Saturday, October 04, 2014

On disruption and executive failure

When examining the issue of predictability, it becomes fairly obvious that there are two important axes to consider - the predictability of what and the predictability of when. By examining change on these axes (see figure 1) then one pattern becomes clear - there is more than one form of disruption.

Figure  1 - Predictability of What vs When


The two main forms are disruption by Product to Product substitution (which is unknowable i.e. unpredictable) and disruption by Product to Utility substitution (which is knowable) :-

The Unknowable (e.g. product to product substitution). In this form, a change in the value chain (caused by some new component added to the product e.g. size) is unpredictable. The entrant has no idea whether it will be successful nor does the incumbent. However, the incumbent has inertia caused by past business success and if the change is successful then the speed of adoption tends to be non-linear. This means the incumbent has little time to react, lots of inertia to overcome and is unsure whether the change will dominate. Once they realise the change is inevitable them then it's usually too late to do anything about it. This type of disruption can only be accurately seen post event and in this case, Jill Lapore is correct that disruption is a post event classification and unpredictable.

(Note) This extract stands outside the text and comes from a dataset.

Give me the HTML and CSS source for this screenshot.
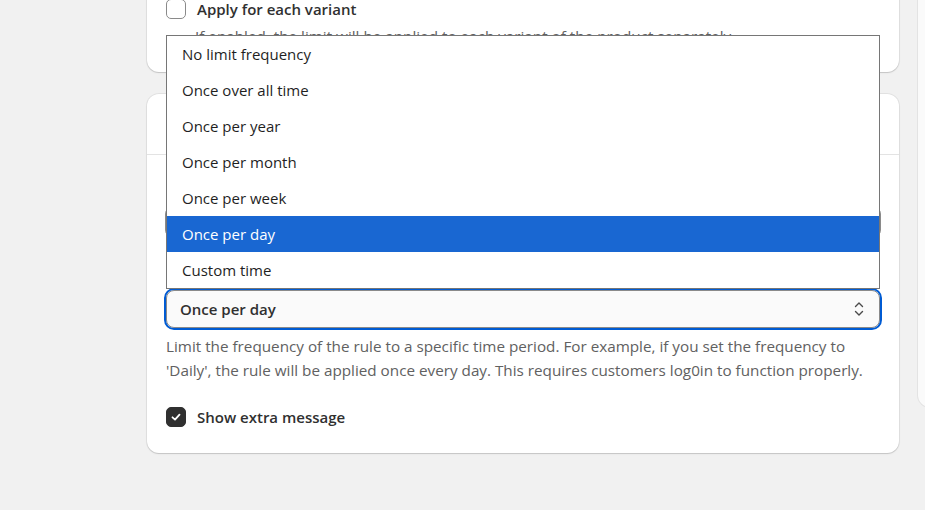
FILE: index.html
```html
<!DOCTYPE html>
<html>
<head>
<meta charset="utf-8">
<link rel="stylesheet" href="styles.css">
</head>
<body>
<div class="page">
  <div class="main">
    <section class="card card-top">
      <label class="check-row">
        <span class="box"></span>
        <span class="check-label strong">Apply for each variant</span>
      </label>
      <p class="help help-top">If enabled, the limit will be applied to each variant of the product separately.</p>
    </section>

    <section class="card card-freq">
      <div class="card-head"></div>
      <div class="card-body">
        <div class="field-ghost"></div>
        <div class="select-wrap">
          <ul class="dropdown">
            <li>No limit frequency</li>
            <li>Once over all time</li>
            <li>Once per year</li>
            <li>Once per month</li>
            <li>Once per week</li>
            <li class="selected">Once per day</li>
            <li>Custom time</li>
          </ul>
          <div class="select">
            <span class="select-value">Once per day</span>
            <svg class="chev" width="12" height="18" viewBox="0 0 12 18" fill="none" stroke="#4a4a4a" stroke-width="1.4" stroke-linecap="round" stroke-linejoin="round">
              <path d="M2.5 6.5 L6 3 L9.5 6.5"/>
              <path d="M2.5 11.5 L6 15 L9.5 11.5"/>
            </svg>
          </div>
        </div>
        <p class="help">Limit the frequency of the rule to a specific time period. For example, if you set the frequency to 'Daily', the rule will be applied once every day. This requires customers log0in to function properly.</p>
        <label class="check-row check-extra">
          <span class="box checked">
            <svg width="12" height="12" viewBox="0 0 12 12" fill="none" stroke="#fff" stroke-width="1.8" stroke-linecap="round" stroke-linejoin="round"><path d="M2.5 6.3 L5 8.6 L9.5 3.6"/></svg>
          </span>
          <span class="check-label medium">Show extra message</span>
        </label>
      </div>
    </section>
  </div>
  <aside class="side"></aside>
</div>
</body>
</html>
```

FILE: styles.css
```css
* { box-sizing: border-box; }
html, body { margin: 0; padding: 0; }
body {
  background: #f1f1f1;
  font-family: "Segoe UI", "Open Sans", "Noto Sans", sans-serif;
  color: #303030;
  overflow: hidden;
  width: 925px;
  height: 510px;
}
.page {
  display: flex;
  gap: 19px;
  padding-left: 147px;
  align-items: flex-start;
}
.main {
  width: 752px;
  flex: none;
  display: flex;
  flex-direction: column;
  gap: 22px;
}
.card {
  background: #fff;
  border-radius: 12px;
  box-shadow: 0 1px 0 rgba(26,26,26,0.07), 0 0 0 1px rgba(0,0,0,0.06), 0 1px 2px rgba(0,0,0,0.08);
}
.card-top {
  margin-top: -40px;
  padding: 39px 19px 16px;
  border-radius: 0 0 12px 12px;
  height: 112px;
  overflow: hidden;
}
.check-row {
  display: flex;
  align-items: center;
  gap: 11px;
  font-size: 15px;
}
.box {
  width: 20px;
  height: 20px;
  border: 1px solid #8a8a8a;
  border-radius: 5px;
  background: #fff;
  display: flex;
  align-items: center;
  justify-content: center;
  flex: none;
}
.box.checked {
  background: #303030;
  border-color: #303030;
}
.check-label { line-height: 20px; color: #303030; }
.strong { font-weight: 600; }
.medium { font-weight: 600; }
.help {
  margin: 0;
  font-size: 15.25px;
  line-height: 24px;
  color: #616161;
}
.help-top { margin-top: 5px; padding-left: 29px; }
.card-freq {
  height: 359px;
}
.card-head {
  height: 61px;
  border-bottom: 1px solid #e3e3e3;
}
.card-body {
  padding: 51px 19px 0 18px;
  display: flex;
  flex-direction: column;
}
.field-ghost {
  height: 32px;
  width: 716px;
  border: 1px solid #8a8a8a;
  border-radius: 8px;
  background: #fdfdfd;
}
.select-wrap {
  position: relative;
  margin-top: 52px;
  margin-left: 1px;
  width: 714px;
}
.dropdown {
  position: absolute;
  left: 0;
  right: 0;
  bottom: 100%;
  margin: 0 0 1px;
  padding: 0;
  list-style: none;
  background: #fff;
  border: 1px solid #767676;
  z-index: 5;
}
.dropdown li {
  height: 36px;
  line-height: 36px;
  padding-left: 15px;
  font-size: 15px;
  color: #1f1f1f;
}
.dropdown li.selected {
  background: #1967d2;
  color: #fff;
}
.select {
  height: 38px;
  border: 1px solid #8a8a8a;
  border-radius: 8px;
  background: #fafafa;
  outline: 2px solid #005bd3;
  outline-offset: 0;
  display: flex;
  align-items: center;
  justify-content: space-between;
  padding: 0 14px 0 13px;
}
.select-value { font-size: 15px; font-weight: 600; color: #303030; }
.chev { display: block; }
.card-body .help { margin-top: 6px; margin-left: 1px; }
.check-extra { margin-top: 25px; margin-left: 1px; }
.side {
  flex: none;
  width: 300px;
  height: 407px;
  background: #fafafa;
  border-radius: 0 0 0 12px;
  box-shadow: 0 0 0 1px #e3e3e3;
}
```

The Knowable (e.g. product to utility substitution). In this from, the change is highly predictable and can be prepared for many years (or decades) in advance. Cloud computing fits into this category. This predictable disruption can be determined pre-event but for the same reasons this can defended against and shouldn't disrupt. The incumbent will have inertia but they also have plenty of time to prepare - from years to decades. The reason why incumbents become disrupted is due to one of two variations.

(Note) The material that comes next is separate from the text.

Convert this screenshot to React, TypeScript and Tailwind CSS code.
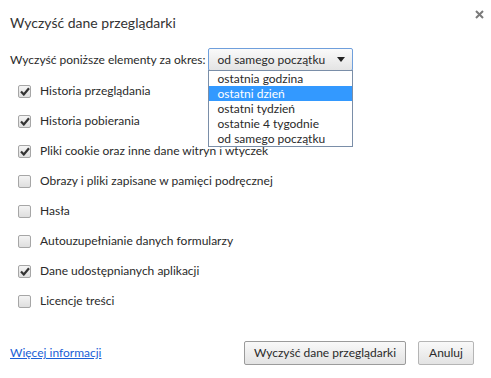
import { useState } from 'react';

const items = [
  { label: 'Historia przeglądania', checked: true },
  { label: 'Historia pobierania', checked: true },
  { label: 'Pliki cookie oraz inne dane witryn i wtyczek', checked: true },
  { label: 'Obrazy i pliki zapisane w pamięci podręcznej', checked: false },
  { label: 'Hasła', checked: false },
  { label: 'Autouzupełnianie danych formularzy', checked: false },
  { label: 'Dane udostępnianych aplikacji', checked: true },
  { label: 'Licencje treści', checked: false },
];

const periods = ['ostatnia godzina', 'ostatni dzień', 'ostatni tydzień', 'ostatnie 4 tygodnie', 'od samego początku'];

const Check = ({ on }: { on: boolean }) => (
  <span className="w-[13px] h-[13px] rounded-[2px] border border-[#a6a6a6] bg-gradient-to-b from-[#f4f4f4] to-[#dedede] flex items-center justify-center shrink-0">
    {on && (
      <svg width="10" height="9" viewBox="0 0 10 9">
        <path d="M1 4.5 L3.8 7.5 L9 1.2" fill="none" stroke="#333" strokeWidth="2.2" />
      </svg>
    )}
  </span>
);

export default function App() {
  const [checks, setChecks] = useState(items.map((i) => i.checked));

  return (
    <div
      className="relative w-[491px] h-[378px] bg-white text-[#2a2a2a] text-[12px] px-[10px]"
      style={{ fontFamily: 'Lato, "Noto Sans", sans-serif' }}
    >
      {/* close */}
      <svg className="absolute top-[10px] right-[7px]" width="9" height="9" viewBox="0 0 9 9">
        <path d="M1 1 L8 8 M8 1 L1 8" stroke="#7a7a7a" strokeWidth="2" />
      </svg>

      <div className="pt-[13px] h-[48px] text-[14px] leading-[20px] text-[#333]">Wyczyść dane przeglądarki</div>

      <div className="flex items-center h-[23px]">
        <span className="mr-[2px] whitespace-nowrap">Wyczyść poniższe elementy za okres:</span>
        <div className="relative">
          <div className="w-[145px] h-[23px] border border-[#6f9fdc] rounded-[2px] bg-gradient-to-b from-[#fafafa] to-[#e4e4e4] flex items-center pl-[9px] pr-[7px]">
            <span className="flex-1 whitespace-nowrap">od samego początku</span>
            <svg width="8" height="5" viewBox="0 0 8 5">
              <path d="M0 0 L8 0 L4 5 Z" fill="#222" />
            </svg>
          </div>
          <div className="absolute top-[22px] left-0 w-[145px] border border-[#7a8ea8] bg-white z-10">
            {periods.map((p, i) => (
              <div
                key={p}
                className={`h-[15px] leading-[15px] pl-[9px] whitespace-nowrap ${i === 1 ? 'bg-[#3399ff] text-white' : ''}`}
              >
                {p}
              </div>
            ))}
          </div>
        </div>
      </div>

      <div className="flex flex-col mt-[5px] pl-[8px]">
        {items.map((it, i) => (
          <label
            key={it.label}
            className="flex items-center h-[30px] gap-[9px]"
            onClick={() => setChecks((c) => c.map((v, j) => (j === i ? !v : v)))}
          >
            <Check on={checks[i]} />
            <span className="whitespace-nowrap">{it.label}</span>
          </label>
        ))}
      </div>

      <div className="flex items-center mt-[25px]">
        <a href="#" className="text-[#1a5fd6] underline flex-1 whitespace-nowrap">
          Więcej informacji
        </a>
        <button className="h-[24px] w-[162px] whitespace-nowrap border border-[#9b9b9b] rounded-[2px] bg-gradient-to-b from-[#f9f9f9] to-[#e3e3e3] mr-[12px]">
          Wyczyść dane przeglądarki
        </button>
        <button className="h-[24px] w-[56px] border border-[#b5b5b5] rounded-[2px] bg-gradient-to-b from-[#f9f9f9] to-[#e3e3e3] mr-[7px]">
          Anuluj
        </button>
      </div>
    </div>
  );
}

The first variation is that the change is usually unseen due to poor situational awareness & scenario planning on behalf of the executive. Less than 30% of companies have any form of scenario planning and less than 4% have any means of visibly seeing the landscape, hence such blindness is rife. In this scenario the incumbent fails to prepare for a predictable change and suffers the same consequences as though the change was unknowable. For an attacker, this is highly attractive as the change is highly predictable and therefore a new entrant can target a space with a good degree of certainty of success. If you can find a product to utility substitution for which all the weak signals indicate it is ready to happen and which incumbent executives show low levels of situational awareness ... well, it's like stealing candy from a child. For extra icing on the cake, you can often use incumbents inertia against them. This is how Canonical managed to walk in and help itself to the entire future cloud market against the vastly better resourced and funded competitor of Red Hat.

The second variation is that the change is seen but the incumbent still fails to act. In some cases (quite rare) this failure to act is due to extremely strong and entrenched inertia to change. This is what happened with Blockbuster vs Netflix - Blockbuster saw the change, was first with video online and on demand but completely failed to deal with the inertia cause by shops. The same happened with Kodak - first in with DSC and online photos but failed to deal with inertia caused by its analog fulfilment systems. Not seeing a predictable change (due to poor situational awareness) is a failure on behalf of the executive however seeing the change and failing to act is shockingly poor.

The points to take home are 1) disruption occurs (as described by Christensen) and 2) there are also two forms of disruption - unknowable and knowable. The unknowable type is difficult to defend against due to its unpredictability. So, in the case of APPL vs RIM then you can't really point the finger at the executives. It's just down to chance, a gamble and it's not surprising that companies get hit by this. Lapore is spot on regarding lack of predictability and post event classification with this form.

However, the knowable form is highly defendable against - it is easy to adapt to this. That companies get disrupted by this is either failure of executives in terms of situational awareness or even worse a failure to act upon what is known. There isn't much of an excuse for this. 

I mention this because 'disruptive innovation' appears to have become a common excuse for company failure. In many cases, the reason why the companies were disrupted was because of executive failure to either see or act upon a visible change i.e. the storm was visible, they either failed to look or failed to move the company out of the way. This shouldn't happen but unfortunately it does.